EU Dodges Bullet in Greece, Budget Problems Remain

On Sunday Europe dodged a bullet the size of an asteroid. Instead of electing a government bent on taking Greece out of the euro zone, voters chose to re-appoint a more Europe-friendly coalition. The two long-term dominant parties, New Democracy and Pasok, now enjoy a very slim majority. However, the bleak sunshine that peeked through in Athens today was partly clouded by the parliamentary vote in France, which gave the new socialist president Hollande’s party a solid majority. This will most certainly put more stress on the French economy and thereby on the EU and the euro zone, though the impact will be mitigated by the status-quo outcome of the Greek election.

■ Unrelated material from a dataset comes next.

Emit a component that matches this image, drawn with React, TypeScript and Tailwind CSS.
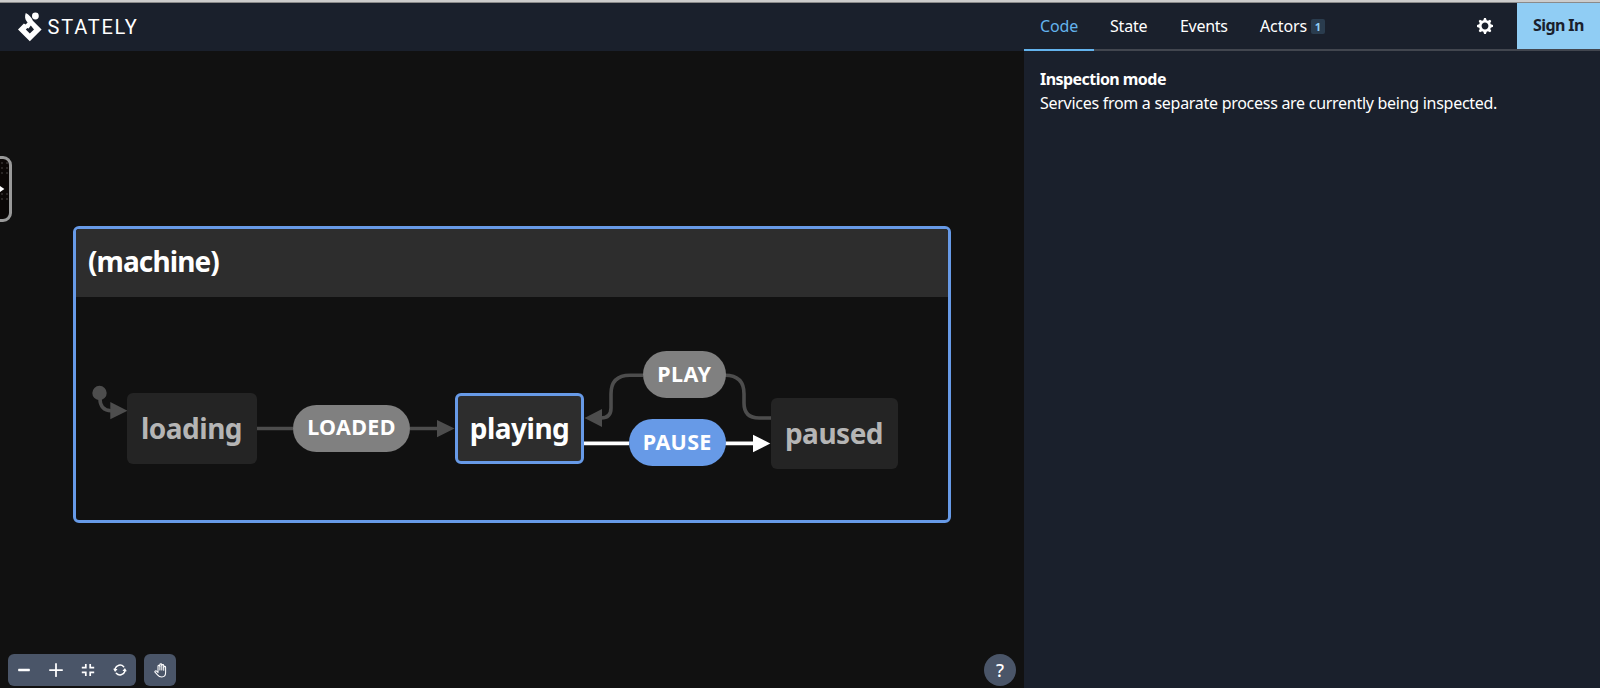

First, let’s take a closer look at what happened in Greece. The absurd side of the outcome is that the New Democracy-Pasok coalition is responsible for the policies that put Greece in its current mess. This coalition now represents the least unpalatable alternative: it has no ideas on how to actually improve the Greek economy – all it has going for it is that it is the only combination of parties in the Greek parliament that would not make a bad situation go worse. As Reuters reports, this seems to have been enough of a reason for Greeks to vote for them:

Parties committed to Greece’s bailout were on course to secure a parliamentary majority on Sunday and the radical leftists who had vied for first place conceded defeat in an election that could keep the debt-laden country in the euro zone. An official projection released by the interior ministry showed conservative New Democracy taking 29.5 percent, with the radical leftist SYRIZA bloc just behind on 27.1. The PASOK Socialists were set to take 12.3 percent of the vote. Because of a 50-seat bonus given to the party which comes first, that result would give New Democracy and PASOK 161 seats in the 300-seat parliament, in an alliance committed to a 130 billion euro ($164 billion) EU/IMF bailout keeping the country from bankruptcy.

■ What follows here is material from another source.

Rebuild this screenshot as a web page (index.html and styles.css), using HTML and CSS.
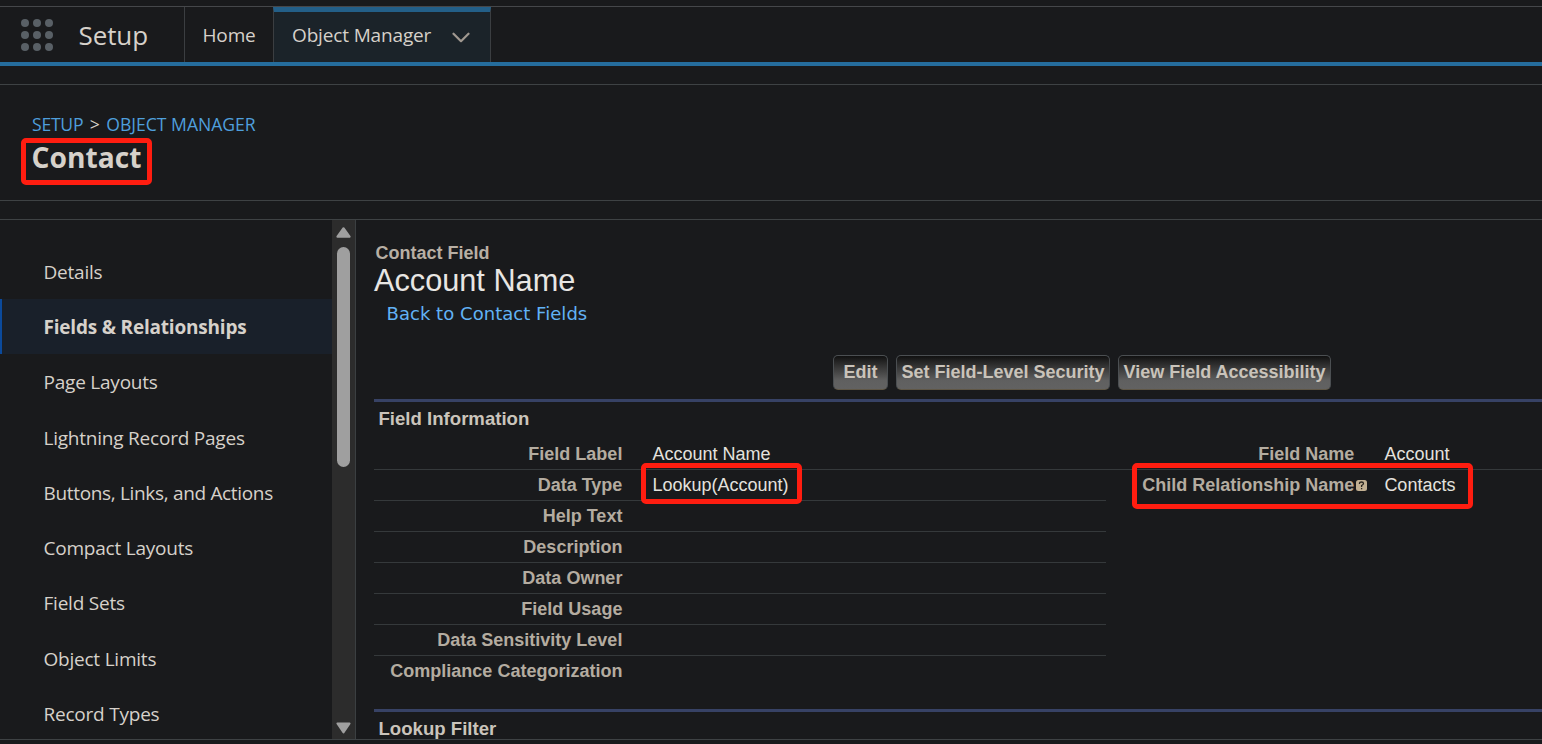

Again, this is good news only in the non-negative sense that nothing even worse happened. Greece will still be under the same destructive austerity pressure that has been on the country for more than two years now. There will be even more cuts to spending, more attempts at raising taxes and, as a result, an even more depressed economy.

The Reuters story continues:

“I am relieved,” smiling New Democracy leader Antonis Samaras told Reuters, leaving his office to joyous chants from supporters. “I am relieved for Greece and Europe. As soon as possible we will form a government.” Samaras said in a speech that the country would honor its commitments to its euro zone partners. “The Greek people voted today to stay on the European course and remain in the euro zone… there will be no more adventures, Greece’s place in Europe will not be put in doubt,” he said.

It remains to be seen, though, how long this election result will prevail. While legally valid until the next election, it is entirely possible that its political viability will be much shorter than that:

The result, however, exposed a deeply divided society, and could leave an emboldened SYRIZA leading new protests against a coalition governing with significantly less than 50 percent of the electorate’s support. PASOK leader Evangelos Venizelos called for a government that would include SYRIZA, but the radicals ruled out joining a coalition that would stick to the punishing bailout terms that have helped condemn Greece to five years of record recession. Tsipras had vowed to tear up the terms, betting that European leaders cannot afford the financial market turmoil that could be unleashed by cutting a member of the euro zone loose.

That is a well argued but probably incorrect argument. Germany was ready to kick Greece out of the euro zone, estimating that such a move would be less pricey than keeping the Greeks in at all cost. Thereby, Germany would have forced the EU to maintain its hard stance against other countries with acute debt problems.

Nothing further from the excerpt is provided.